- **AIM OF THE TASK**:
Copy each line below exactly and leave the pictures out.

--- Start of SUPPLIED MATERIAL ---

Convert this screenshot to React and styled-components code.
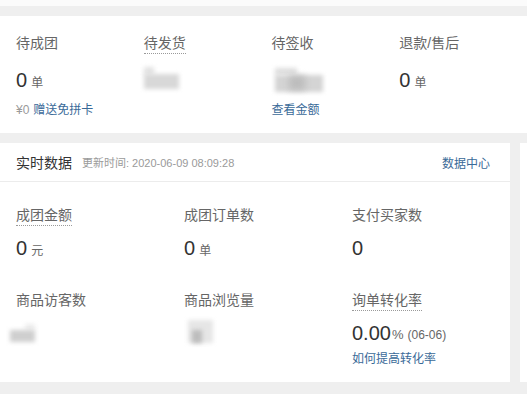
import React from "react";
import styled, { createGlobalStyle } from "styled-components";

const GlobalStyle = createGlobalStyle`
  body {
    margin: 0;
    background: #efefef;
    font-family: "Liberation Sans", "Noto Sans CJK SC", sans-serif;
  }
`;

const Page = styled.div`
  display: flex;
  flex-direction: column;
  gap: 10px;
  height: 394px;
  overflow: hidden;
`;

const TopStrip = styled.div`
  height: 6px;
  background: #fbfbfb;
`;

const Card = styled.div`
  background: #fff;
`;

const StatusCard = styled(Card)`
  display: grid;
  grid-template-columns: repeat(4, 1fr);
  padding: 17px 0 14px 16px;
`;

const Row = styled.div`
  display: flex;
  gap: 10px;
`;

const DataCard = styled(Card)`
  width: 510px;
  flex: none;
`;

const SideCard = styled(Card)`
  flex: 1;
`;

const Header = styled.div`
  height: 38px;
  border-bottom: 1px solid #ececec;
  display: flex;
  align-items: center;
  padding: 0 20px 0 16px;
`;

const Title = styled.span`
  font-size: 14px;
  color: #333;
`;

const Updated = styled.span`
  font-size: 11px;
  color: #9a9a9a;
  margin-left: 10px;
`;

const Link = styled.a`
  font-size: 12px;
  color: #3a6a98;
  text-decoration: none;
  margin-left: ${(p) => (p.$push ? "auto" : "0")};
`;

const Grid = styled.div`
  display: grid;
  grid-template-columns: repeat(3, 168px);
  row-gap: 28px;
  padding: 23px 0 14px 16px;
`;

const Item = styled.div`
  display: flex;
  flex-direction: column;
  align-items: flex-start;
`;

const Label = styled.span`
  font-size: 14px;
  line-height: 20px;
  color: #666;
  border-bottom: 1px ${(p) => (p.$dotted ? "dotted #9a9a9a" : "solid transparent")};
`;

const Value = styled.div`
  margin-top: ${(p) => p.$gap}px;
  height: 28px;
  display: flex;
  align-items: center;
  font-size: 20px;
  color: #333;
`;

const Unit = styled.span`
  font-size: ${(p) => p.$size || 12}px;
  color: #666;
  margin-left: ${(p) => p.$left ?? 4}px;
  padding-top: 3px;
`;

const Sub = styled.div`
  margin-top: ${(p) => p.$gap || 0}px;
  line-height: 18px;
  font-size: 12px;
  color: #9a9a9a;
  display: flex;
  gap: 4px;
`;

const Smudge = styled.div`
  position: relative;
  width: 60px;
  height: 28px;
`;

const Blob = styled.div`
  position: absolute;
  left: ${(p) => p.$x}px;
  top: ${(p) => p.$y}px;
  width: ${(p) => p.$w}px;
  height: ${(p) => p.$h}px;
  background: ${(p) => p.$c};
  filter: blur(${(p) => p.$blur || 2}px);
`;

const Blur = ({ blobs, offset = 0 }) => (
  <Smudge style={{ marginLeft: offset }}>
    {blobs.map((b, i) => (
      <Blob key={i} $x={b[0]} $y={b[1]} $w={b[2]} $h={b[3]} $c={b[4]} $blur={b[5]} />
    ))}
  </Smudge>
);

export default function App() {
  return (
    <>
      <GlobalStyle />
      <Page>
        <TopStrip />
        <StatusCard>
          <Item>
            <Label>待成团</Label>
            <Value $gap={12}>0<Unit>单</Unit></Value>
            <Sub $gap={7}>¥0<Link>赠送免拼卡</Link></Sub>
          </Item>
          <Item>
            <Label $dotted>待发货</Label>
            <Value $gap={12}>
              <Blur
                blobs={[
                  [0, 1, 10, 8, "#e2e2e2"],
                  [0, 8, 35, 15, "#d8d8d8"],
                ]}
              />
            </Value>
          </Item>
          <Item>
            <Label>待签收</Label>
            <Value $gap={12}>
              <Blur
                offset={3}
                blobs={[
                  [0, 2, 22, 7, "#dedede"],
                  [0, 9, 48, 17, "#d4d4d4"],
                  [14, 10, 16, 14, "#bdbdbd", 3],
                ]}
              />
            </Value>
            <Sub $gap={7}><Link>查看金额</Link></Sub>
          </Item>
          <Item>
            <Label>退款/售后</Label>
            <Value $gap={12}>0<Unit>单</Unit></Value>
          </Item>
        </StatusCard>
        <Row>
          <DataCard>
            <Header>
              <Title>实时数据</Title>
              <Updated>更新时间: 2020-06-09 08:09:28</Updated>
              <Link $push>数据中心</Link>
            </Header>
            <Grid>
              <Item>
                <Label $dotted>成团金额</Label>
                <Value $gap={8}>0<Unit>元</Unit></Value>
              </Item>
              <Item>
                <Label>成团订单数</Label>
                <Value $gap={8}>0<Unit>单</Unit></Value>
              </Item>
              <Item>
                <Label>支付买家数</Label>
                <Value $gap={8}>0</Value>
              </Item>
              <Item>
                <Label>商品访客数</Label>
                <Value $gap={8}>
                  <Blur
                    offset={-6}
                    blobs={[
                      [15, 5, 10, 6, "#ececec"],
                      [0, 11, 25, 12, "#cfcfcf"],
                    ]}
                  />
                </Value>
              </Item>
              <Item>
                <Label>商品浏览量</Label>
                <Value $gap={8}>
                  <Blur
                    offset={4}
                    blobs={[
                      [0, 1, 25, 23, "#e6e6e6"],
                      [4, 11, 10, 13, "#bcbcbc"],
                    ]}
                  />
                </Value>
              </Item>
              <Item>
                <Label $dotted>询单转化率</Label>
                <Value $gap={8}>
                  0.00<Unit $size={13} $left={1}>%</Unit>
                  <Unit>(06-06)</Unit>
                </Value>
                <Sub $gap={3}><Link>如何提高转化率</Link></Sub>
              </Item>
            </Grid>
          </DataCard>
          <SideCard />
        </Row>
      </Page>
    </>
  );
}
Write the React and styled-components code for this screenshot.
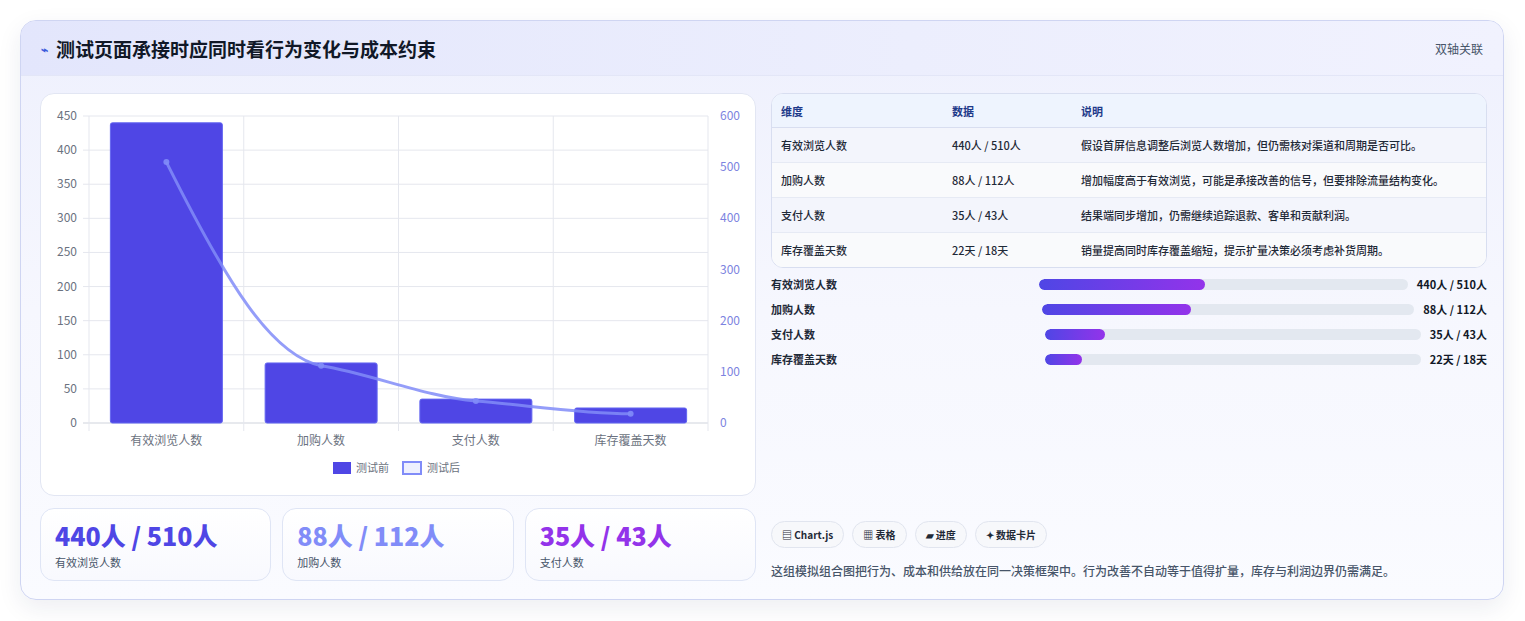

--- End of SUPPLIED MATERIAL ---

- **RESPONSE**:
Convert this screenshot to React and styled-components code.
import React from "react";
import styled, { createGlobalStyle } from "styled-components";

const GlobalStyle = createGlobalStyle`
  body {
    margin: 0;
    background: #efefef;
    font-family: "Liberation Sans", "Noto Sans CJK SC", sans-serif;
  }
`;

const Page = styled.div`
  display: flex;
  flex-direction: column;
  gap: 10px;
  height: 394px;
  overflow: hidden;
`;

const TopStrip = styled.div`
  height: 6px;
  background: #fbfbfb;
`;

const Card = styled.div`
  background: #fff;
`;

const StatusCard = styled(Card)`
  display: grid;
  grid-template-columns: repeat(4, 1fr);
  padding: 17px 0 14px 16px;
`;

const Row = styled.div`
  display: flex;
  gap: 10px;
`;

const DataCard = styled(Card)`
  width: 510px;
  flex: none;
`;

const SideCard = styled(Card)`
  flex: 1;
`;

const Header = styled.div`
  height: 38px;
  border-bottom: 1px solid #ececec;
  display: flex;
  align-items: center;
  padding: 0 20px 0 16px;
`;

const Title = styled.span`
  font-size: 14px;
  color: #333;
`;

const Updated = styled.span`
  font-size: 11px;
  color: #9a9a9a;
  margin-left: 10px;
`;

const Link = styled.a`
  font-size: 12px;
  color: #3a6a98;
  text-decoration: none;
  margin-left: ${(p) => (p.$push ? "auto" : "0")};
`;

const Grid = styled.div`
  display: grid;
  grid-template-columns: repeat(3, 168px);
  row-gap: 28px;
  padding: 23px 0 14px 16px;
`;

const Item = styled.div`
  display: flex;
  flex-direction: column;
  align-items: flex-start;
`;

const Label = styled.span`
  font-size: 14px;
  line-height: 20px;
  color: #666;
  border-bottom: 1px ${(p) => (p.$dotted ? "dotted #9a9a9a" : "solid transparent")};
`;

const Value = styled.div`
  margin-top: ${(p) => p.$gap}px;
  height: 28px;
  display: flex;
  align-items: center;
  font-size: 20px;
  color: #333;
`;

const Unit = styled.span`
  font-size: ${(p) => p.$size || 12}px;
  color: #666;
  margin-left: ${(p) => p.$left ?? 4}px;
  padding-top: 3px;
`;

const Sub = styled.div`
  margin-top: ${(p) => p.$gap || 0}px;
  line-height: 18px;
  font-size: 12px;
  color: #9a9a9a;
  display: flex;
  gap: 4px;
`;

const Smudge = styled.div`
  position: relative;
  width: 60px;
  height: 28px;
`;

const Blob = styled.div`
  position: absolute;
  left: ${(p) => p.$x}px;
  top: ${(p) => p.$y}px;
  width: ${(p) => p.$w}px;
  height: ${(p) => p.$h}px;
  background: ${(p) => p.$c};
  filter: blur(${(p) => p.$blur || 2}px);
`;

const Blur = ({ blobs, offset = 0 }) => (
  <Smudge style={{ marginLeft: offset }}>
    {blobs.map((b, i) => (
      <Blob key={i} $x={b[0]} $y={b[1]} $w={b[2]} $h={b[3]} $c={b[4]} $blur={b[5]} />
    ))}
  </Smudge>
);

export default function App() {
  return (
    <>
      <GlobalStyle />
      <Page>
        <TopStrip />
        <StatusCard>
          <Item>
            <Label>待成团</Label>
            <Value $gap={12}>0<Unit>单</Unit></Value>
            <Sub $gap={7}>¥0<Link>赠送免拼卡</Link></Sub>
          </Item>
          <Item>
            <Label $dotted>待发货</Label>
            <Value $gap={12}>
              <Blur
                blobs={[
                  [0, 1, 10, 8, "#e2e2e2"],
                  [0, 8, 35, 15, "#d8d8d8"],
                ]}
              />
            </Value>
          </Item>
          <Item>
            <Label>待签收</Label>
            <Value $gap={12}>
              <Blur
                offset={3}
                blobs={[
                  [0, 2, 22, 7, "#dedede"],
                  [0, 9, 48, 17, "#d4d4d4"],
                  [14, 10, 16, 14, "#bdbdbd", 3],
                ]}
              />
            </Value>
            <Sub $gap={7}><Link>查看金额</Link></Sub>
          </Item>
          <Item>
            <Label>退款/售后</Label>
            <Value $gap={12}>0<Unit>单</Unit></Value>
          </Item>
        </StatusCard>
        <Row>
          <DataCard>
            <Header>
              <Title>实时数据</Title>
              <Updated>更新时间: 2020-06-09 08:09:28</Updated>
              <Link $push>数据中心</Link>
            </Header>
            <Grid>
              <Item>
                <Label $dotted>成团金额</Label>
                <Value $gap={8}>0<Unit>元</Unit></Value>
              </Item>
              <Item>
                <Label>成团订单数</Label>
                <Value $gap={8}>0<Unit>单</Unit></Value>
              </Item>
              <Item>
                <Label>支付买家数</Label>
                <Value $gap={8}>0</Value>
              </Item>
              <Item>
                <Label>商品访客数</Label>
                <Value $gap={8}>
                  <Blur
                    offset={-6}
                    blobs={[
                      [15, 5, 10, 6, "#ececec"],
                      [0, 11, 25, 12, "#cfcfcf"],
                    ]}
                  />
                </Value>
              </Item>
              <Item>
                <Label>商品浏览量</Label>
                <Value $gap={8}>
                  <Blur
                    offset={4}
                    blobs={[
                      [0, 1, 25, 23, "#e6e6e6"],
                      [4, 11, 10, 13, "#bcbcbc"],
                    ]}
                  />
                </Value>
              </Item>
              <Item>
                <Label $dotted>询单转化率</Label>
                <Value $gap={8}>
                  0.00<Unit $size={13} $left={1}>%</Unit>
                  <Unit>(06-06)</Unit>
                </Value>
                <Sub $gap={3}><Link>如何提高转化率</Link></Sub>
              </Item>
            </Grid>
          </DataCard>
          <SideCard />
        </Row>
      </Page>
    </>
  );
}
Write the React and styled-components code for this screenshot.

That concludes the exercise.